1. In the “Batch Edit” box, click again on the “Add” button and select once again “Find and Replace Text”.
2. Complete the “Find and Replace” box as shown on the screen capture below: 

In this example, we use the regular expression again, even though it isn’t strictly necessary. But hey, aren’t we specialist of regex by now?  
3. So don’t forget to insert the square brackets in the search string and to tick the “Use regular expression” box.  
4. Press the “OK” button.

Step 7: Insert the regex to delete closing tags in the target text

Perform the same steps as above, but select the “Target” radio button instead.
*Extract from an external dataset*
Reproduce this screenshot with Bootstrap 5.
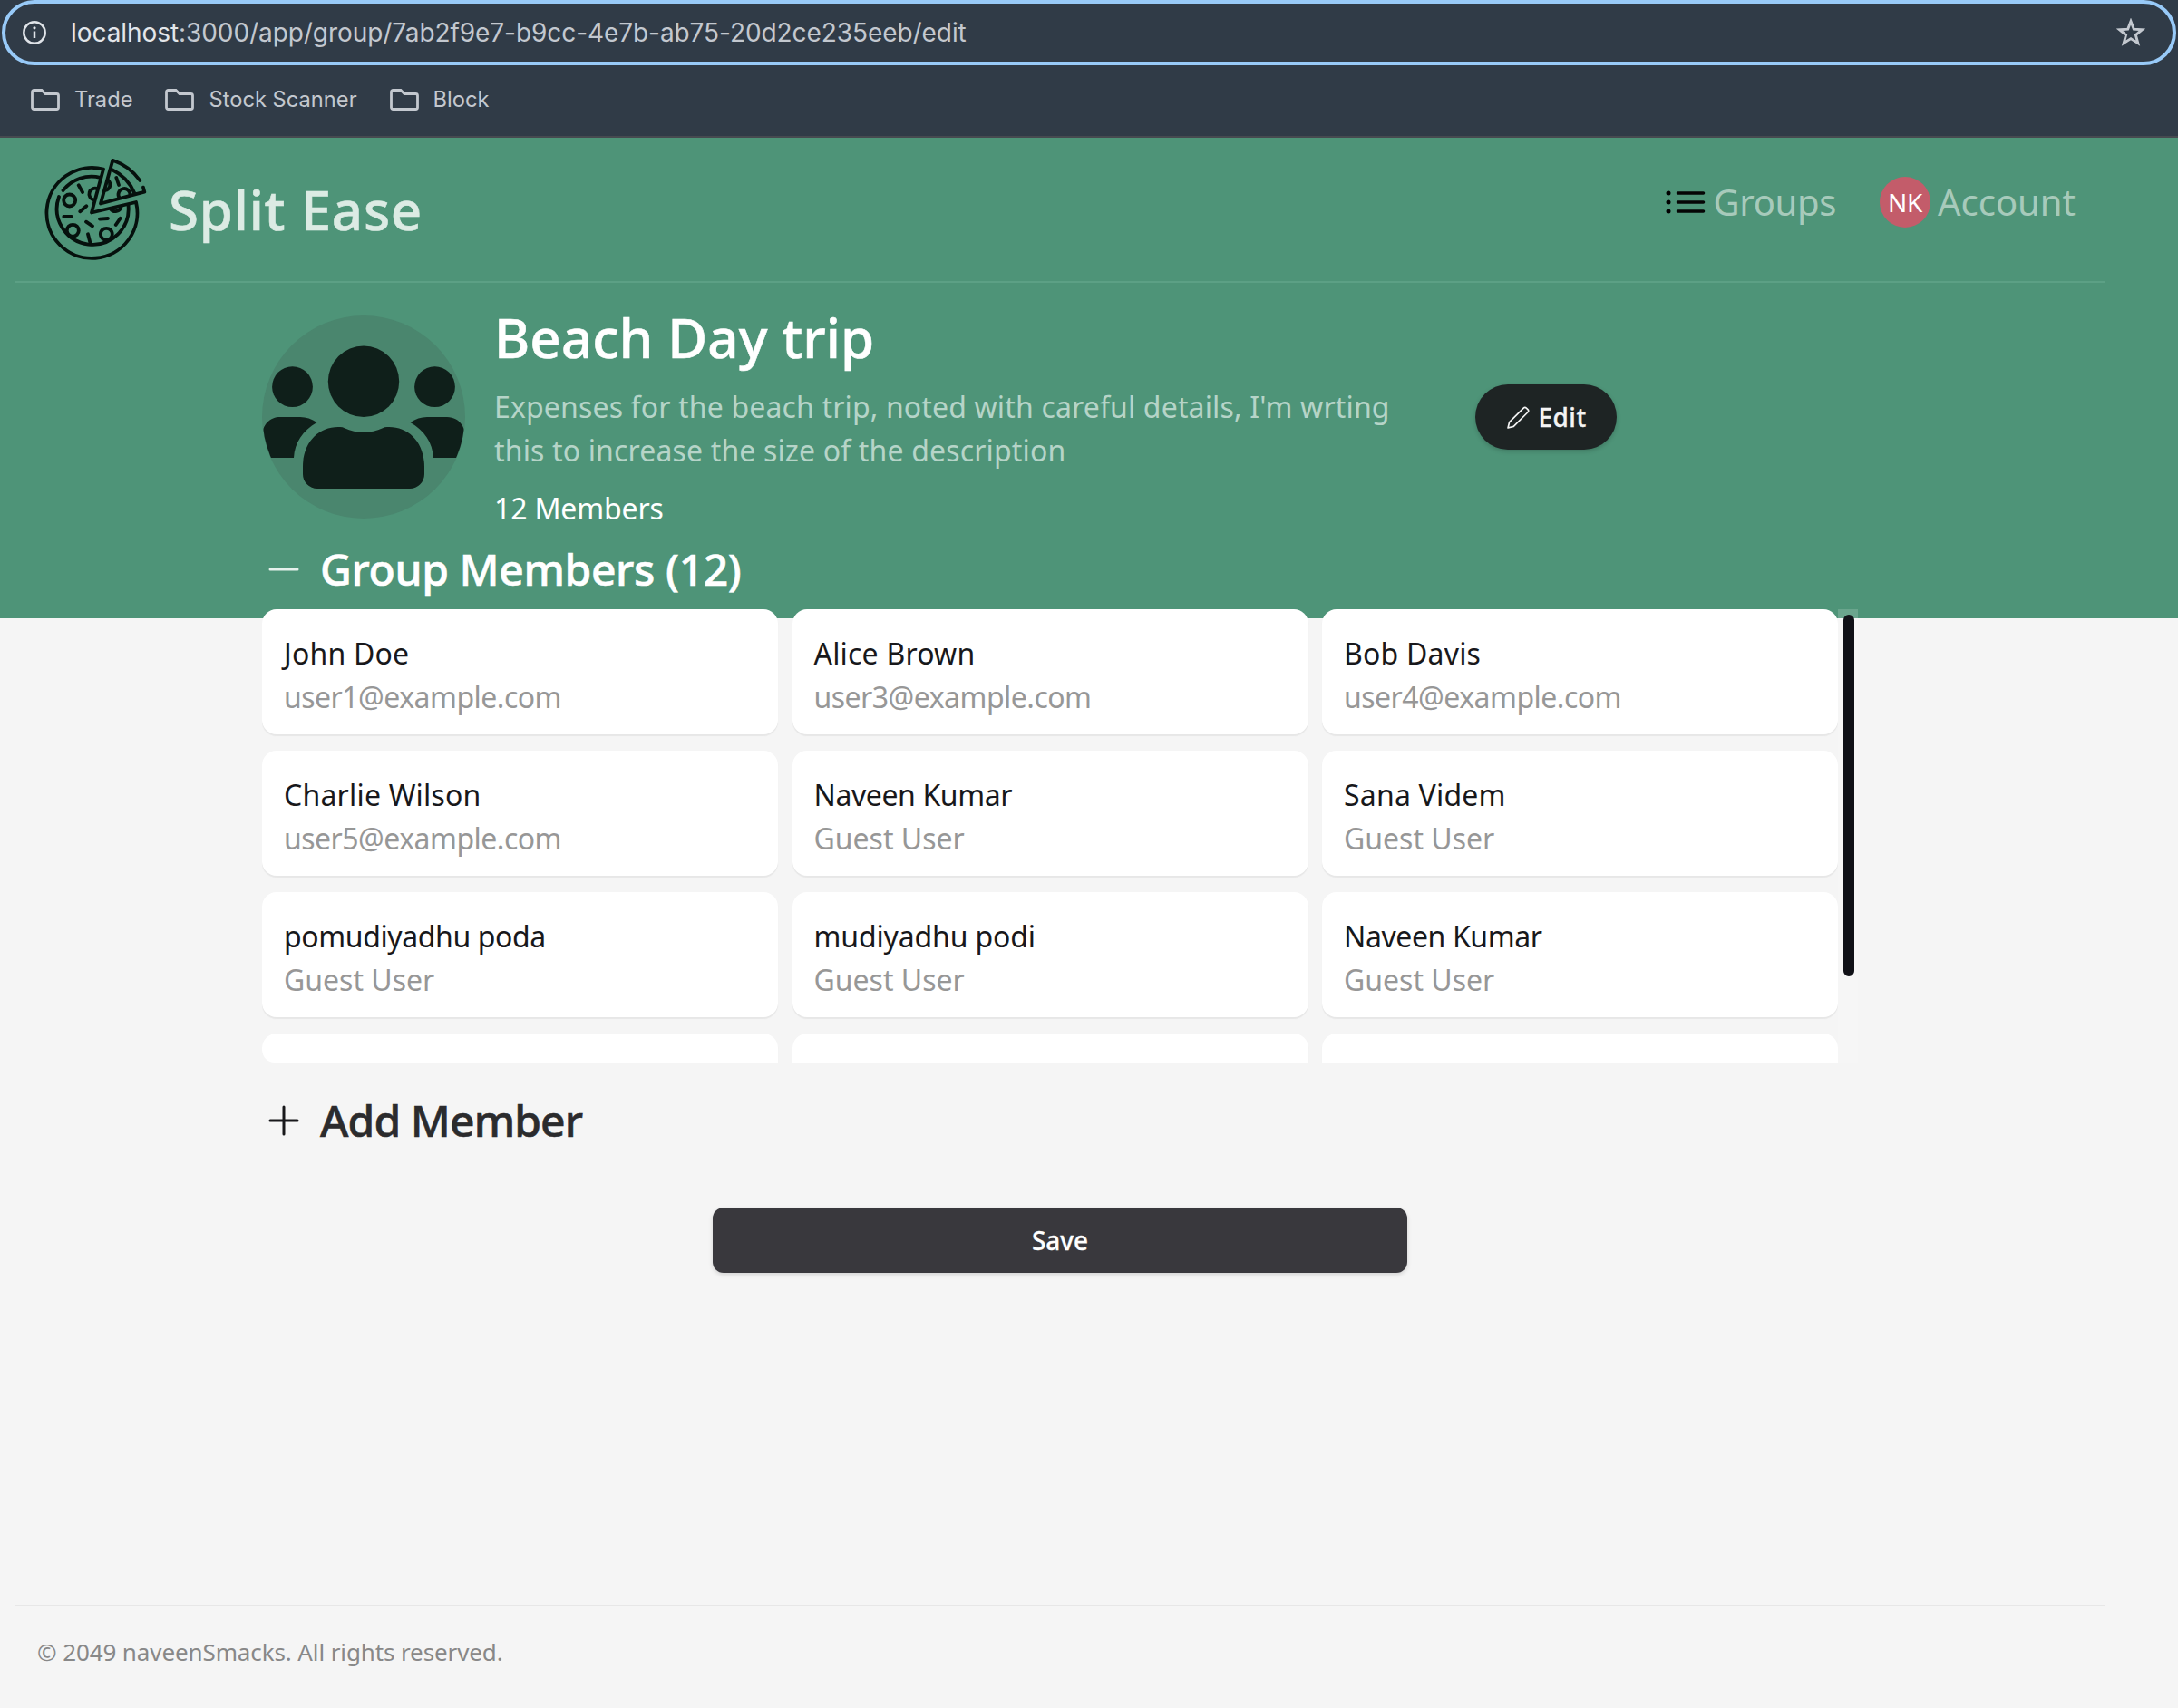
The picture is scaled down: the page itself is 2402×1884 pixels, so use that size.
<!DOCTYPE html>
<html lang="en">
<head>
<meta charset="utf-8">
<title>Split Ease</title>
<link href="https://cdn.jsdelivr.net/npm/bootstrap@5.3.0/dist/css/bootstrap.min.css" rel="stylesheet">
<style>
body{font-family:"Noto Sans","Open Sans",sans-serif;background:#f5f5f5;color:#18181b;font-size:32px;line-height:48px}
svg{display:block;flex:none}
.browser-top{height:152px;background:#303b47;border-bottom:2px solid #464a50;font-family:Inter,Roboto,sans-serif;color:#c3c8cf}
.address-bar{height:72px;margin:0 2px;border:4px solid #98caf8;border-radius:36px;padding:0 30px 0 19px;font-size:28px;line-height:64px}
.url-text{margin-left:27px;letter-spacing:-.07px}
.url-host{color:#e3e6ea}
.bookmark-bar{height:76px;padding-left:34px;font-size:23.7px;line-height:30px;gap:36px}
.bookmark-item{gap:16px}
.app-shell{height:1732px;background:linear-gradient(#4e9478 530px,#f5f5f5 530px)}
.app-inner{width:2304px;margin-left:17px;height:100%}
.top-nav{height:160px;border-bottom:2px solid #5ca085;padding:23px 32px 0 32px}
.brand-name,.trip-title,.section-title{-webkit-text-stroke:.6px currentColor}
.brand-name{font-size:60px;line-height:72px;font-weight:500;color:#dcebe4;margin:20px 0 0 23px;letter-spacing:.75px}
.nav-links{padding-top:20px}
.nav-entry{font-size:40px;line-height:56px;color:#a7cabb;height:56px}
.nav-groups{letter-spacing:-.35px}
.list-icon{margin-right:9px}
.initials{width:56px;height:56px;background:#c35c6a;color:#fff;font-size:28px;letter-spacing:-.3px;margin-right:8px}
.content-col{width:1760px;margin:0 auto;padding-top:36px}
.trip-text{margin:-6px 0 11px 32px}
.trip-title{font-size:60px;line-height:60px;font-weight:500;letter-spacing:.1px;margin:0 0 23px}
.trip-desc{color:#b6d4c8;width:1010px;letter-spacing:.15px}
.trip-count{margin-top:16px;letter-spacing:-.15px}
.edit-btn{width:156px;height:72px;border-radius:36px;background:#1e2424;color:#f4f4f4;font-size:28px;font-weight:500;line-height:40px;gap:9px;letter-spacing:.5px;padding-left:2px!important;margin:76px 0 0 72px;box-shadow:0 2px 5px rgba(0,0,0,.18)}
.edit-btn,.save-btn{-webkit-text-stroke:.3px currentColor}
.section-row{gap:16px}
.section-title{font-size:48px;line-height:64px;font-weight:500;letter-spacing:-.38px;margin:0}
.add-row{margin-top:32px}
.add-row .section-title{color:#2b2b2d;letter-spacing:-.9px}
.member-scroll{height:500px;margin-top:12px}
.member-grid{display:grid;grid-template-columns:repeat(3,1fr);gap:18px 15.5px;align-content:start;width:1738px;border-bottom-left-radius:14px}
.member-tile{height:138px;background:#fff;border-radius:16px;padding:24.500px 24px 0;box-shadow:0 2px 1px #e7e7e7}
.member-name{letter-spacing:.2px}
.name-tight{letter-spacing:-.4px}
.name-snug{letter-spacing:-.15px}
.member-mail{color:#979797}
.is-mail{letter-spacing:-.52px}
.track-col{width:22px;background:rgba(255,255,255,.16);padding:6px 4px 0 6px}
.track-thumb{width:12px;height:399px;border-radius:6px;background:#101117}
.save-btn{width:766px;height:72px;border-radius:12px;background:#39383d;color:#fff;font-size:28px;font-weight:500;margin-top:64px;box-shadow:0 2px 5px rgba(0,0,0,.14)}
.page-footer{border-top:2px solid #e7e7e7;height:114px;padding:32px 24px;font-size:26px;line-height:36px;letter-spacing:-.11px;color:#888}
</style>
</head>
<body>
<header class="browser-top">
  <div class="address-bar d-flex align-items-center">
    <svg width="26" height="26" viewBox="0 0 26 26"><circle cx="13" cy="13" r="11.7" fill="none" stroke="#dfe3e8" stroke-width="2.5"/><path d="M13 11.5v7.5" stroke="#dfe3e8" stroke-width="2.5"/><circle cx="13" cy="7.8" r="1.6" fill="#dfe3e8"/></svg>
    <span class="url-text"><span class="url-host">localhost</span>:3000/app/group/7ab2f9e7-b9cc-4e7b-ab75-20d2ce235eeb/edit</span>
    <svg class="ms-auto" width="32" height="32" viewBox="0 0 32 32"><path d="M16 3.500l3.300 8.700 9.200.5-7.100 5.900 2.400 9-7.800-5-7.800 5 2.400-9-7.100-5.900 9.200-.5z" fill="none" stroke="#c3c8cf" stroke-width="2.900"/></svg>
  </div>
  <div class="bookmark-bar d-flex align-items-center">
    <div class="bookmark-item d-flex align-items-center"><svg width="32" height="24" viewBox="0 0 32 24"><path d="M1.500 3.500a2 2 0 0 1 2-2H12l4 4h12.500a2 2 0 0 1 2 2v13a2 2 0 0 1-2 2h-25a2 2 0 0 1-2-2z" fill="none" stroke="#c3c8cf" stroke-width="2.800"/></svg><span>Trade</span></div>
    <div class="bookmark-item d-flex align-items-center"><svg width="32" height="24" viewBox="0 0 32 24"><path d="M1.500 3.500a2 2 0 0 1 2-2H12l4 4h12.500a2 2 0 0 1 2 2v13a2 2 0 0 1-2 2h-25a2 2 0 0 1-2-2z" fill="none" stroke="#c3c8cf" stroke-width="2.800"/></svg><span>Stock Scanner</span></div>
    <div class="bookmark-item d-flex align-items-center"><svg width="32" height="24" viewBox="0 0 32 24"><path d="M1.500 3.500a2 2 0 0 1 2-2H12l4 4h12.500a2 2 0 0 1 2 2v13a2 2 0 0 1-2 2h-25a2 2 0 0 1-2-2z" fill="none" stroke="#c3c8cf" stroke-width="2.800"/></svg><span>Block</span></div>
  </div>
</header>
<div class="app-shell">
<div class="app-inner d-flex flex-column">
  <nav class="top-nav d-flex align-items-start">
    <svg width="114" height="114" viewBox="0 0 114 114" fill="none" stroke="#06110d" stroke-width="3.800" stroke-linecap="round" stroke-linejoin="round">
      <path d="M65 11.500A50 50 0 1 0 101 48L52 59.500z"/>
      <path d="M61.500 20.800A40 40 0 0 0 20.500 35M16 42A39.500 39.500 0 1 0 92.500 51.500"/>
      <path d="M109 31.700l1.300 5L62 49.500 75.300 1.800A62 62 0 0 1 105.300 24"/>
      <path d="M74.700 12.300A50 50 0 0 1 99.300 38"/>
      <circle cx="27.700" cy="46" r="6.500"/><circle cx="31.300" cy="79.300" r="6.500"/><circle cx="68.300" cy="83.300" r="6.500"/>
      <path d="M58.500 33.200a6.500 6.500 0 1 0-4 12.300M70.500 24a6.500 6.500 0 0 1-3.500 11M82.500 43a6.500 6.500 0 1 1 12-3.200M73 55.500a6.500 6.500 0 0 0 11.500-2.500"/>
      <path d="M37.700 29.300L42 37M79.300 21l2.700 8M46.300 52.300l-7 6M21.300 64H30M46 69.700l7 4.600M61 66.700l9-.7M83.700 65.700l-5 7.300M48 83.300l2.300 9"/>
    </svg>
    <span class="brand-name">Split Ease</span>
    <div class="nav-links d-flex ms-auto">
      <div class="nav-entry d-flex align-items-center me-5">
        <svg class="list-icon" width="44" height="26" viewBox="0 0 44 26"><path d="M13.500 3h28M13.500 13h28M13.500 23h28" stroke="#050505" stroke-width="3.600" stroke-linecap="round"/><circle cx="3" cy="3" r="2.500"/><circle cx="3" cy="13" r="2.500"/><circle cx="3" cy="23" r="2.500"/></svg>
        <span class="nav-groups">Groups</span>
      </div>
      <div class="nav-entry d-flex align-items-center">
        <span class="initials rounded-circle d-flex align-items-center justify-content-center">NK</span>
        <span>Account</span>
      </div>
    </div>
  </nav>
  <main class="content-col flex-grow-1">
    <section class="d-flex align-items-start">
      <svg width="224" height="224" viewBox="0 0 224 224">
        <defs><clipPath id="disc"><circle cx="112" cy="112" r="111.500"/></clipPath></defs>
        <circle cx="112" cy="112" r="112" fill="#4a866e"/>
        <g fill="#0f1f1a" clip-path="url(#disc)">
          <circle cx="112" cy="72.700" r="39.200"/><circle cx="33.500" cy="78.700" r="22.400"/><circle cx="190.500" cy="78.700" r="22.400"/>
          <path d="M45 167C45 140 62 123 84 123h2q3 0 5 1.200 10 4.500 21 4.500t21-4.500q2-1.200 5-1.200h2c22 0 39 17 39 44v8a16 16 0 0 1-16 16H61a16 16 0 0 1-16-16z"/>
          <path d="M0 134c0-14 9-22 20-22h22q10 0 18.500 6C45 127 36 140 35 157H0z"/>
          <path d="M224 134c0-14-9-22-20-22h-22q-10 0-18.500 6C179 127 188 140 189 157h35z"/>
        </g>
      </svg>
      <div class="trip-text text-white">
        <h1 class="trip-title">Beach Day trip</h1>
        <div class="trip-desc">Expenses for the beach trip, noted with careful details, I'm wrting<br>this to increase the size of the description</div>
        <div class="trip-count">12 Members</div>
      </div>
      <button class="edit-btn btn d-flex align-items-center justify-content-center p-0">
        <svg width="25" height="25" viewBox="0 0 24 24" fill="none" stroke="#f4f4f4" stroke-width="1.600" stroke-linejoin="round"><path d="M1 23l1.500-6L17.500 2q1.500-1.500 3 0l1.500 1.500q1.500 1.500 0 3L7 21.500z"/></svg>
        <span>Edit</span>
      </button>
    </section>
    <div class="section-row d-flex align-items-center text-white">
      <svg width="48" height="48" viewBox="0 0 48 48"><path d="M9 24h30" stroke="#e6f1ec" stroke-width="3" stroke-linecap="round"/></svg>
      <h2 class="section-title">Group Members (12)</h2>
    </div>
    <section class="member-scroll d-flex overflow-hidden">
      <div class="member-grid overflow-hidden">
        <div class="member-tile"><div class="member-name">John Doe</div><div class="member-mail is-mail">user1@example.com</div></div>
        <div class="member-tile"><div class="member-name">Alice Brown</div><div class="member-mail is-mail">user3@example.com</div></div>
        <div class="member-tile"><div class="member-name">Bob Davis</div><div class="member-mail is-mail">user4@example.com</div></div>
        <div class="member-tile"><div class="member-name">Charlie Wilson</div><div class="member-mail is-mail">user5@example.com</div></div>
        <div class="member-tile"><div class="member-name name-tight">Naveen Kumar</div><div class="member-mail">Guest User</div></div>
        <div class="member-tile"><div class="member-name">Sana Videm</div><div class="member-mail">Guest User</div></div>
        <div class="member-tile"><div class="member-name name-tight">pomudiyadhu poda</div><div class="member-mail">Guest User</div></div>
        <div class="member-tile"><div class="member-name name-snug">mudiyadhu podi</div><div class="member-mail">Guest User</div></div>
        <div class="member-tile"><div class="member-name name-tight">Naveen Kumar</div><div class="member-mail">Guest User</div></div>
        <div class="member-tile"></div><div class="member-tile"></div><div class="member-tile"></div>
      </div>
      <div class="track-col"><div class="track-thumb"></div></div>
    </section>
    <div class="section-row add-row d-flex align-items-center">
      <svg width="48" height="48" viewBox="0 0 48 48"><path d="M9 24h30M24 9v30" stroke="#18181b" stroke-width="3" stroke-linecap="round"/></svg>
      <h2 class="section-title">Add Member</h2>
    </div>
    <button class="save-btn btn d-block mx-auto p-0">Save</button>
  </main>
  <footer class="page-footer">© 2049 naveenSmacks. All rights reserved.</footer>
</div>
</div>
<script src="https://cdn.jsdelivr.net/npm/bootstrap@5.3.0/dist/js/bootstrap.bundle.min.js"></script>
</body>
</html>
Step 8: Save your batch edit script

It will probably happen that you will have to perform this trick once again in the future, for the same or for a different TM. It doesn’t cost much of disk space and time to save this script for later use.
  1. In the “Batch Edit” window, press the “Save” button.
  2. In the “Save TM Batch Edit script” window, choose a folder to save your script or use the default folder that will show at first, as long as you remember where it is saved for later use.
  3. Type a name for your script, for example tags_deletion.
  4. Click the “Save” button. 
Next time, you will only need to press the “Load” button in the “Btach Edit” window to open your save script.

Step 9: Run the batch edit script

We’re almost there! Your “Batch Edit” window should look like this:


Press the “Finish” button. A new window with a progress bar should appear. When the task is performed (it might take several minutes depending on the size of your TM), simply press the “Close” button and voilà!
Your TM is now cleared from all those nasty plain text tags.

Further reading

2 commentaires:

  1. Thanks a lot! It was really useful and explanations were very clear.

  2. Thank you so much, with your great instruction I was able to solve my big problem.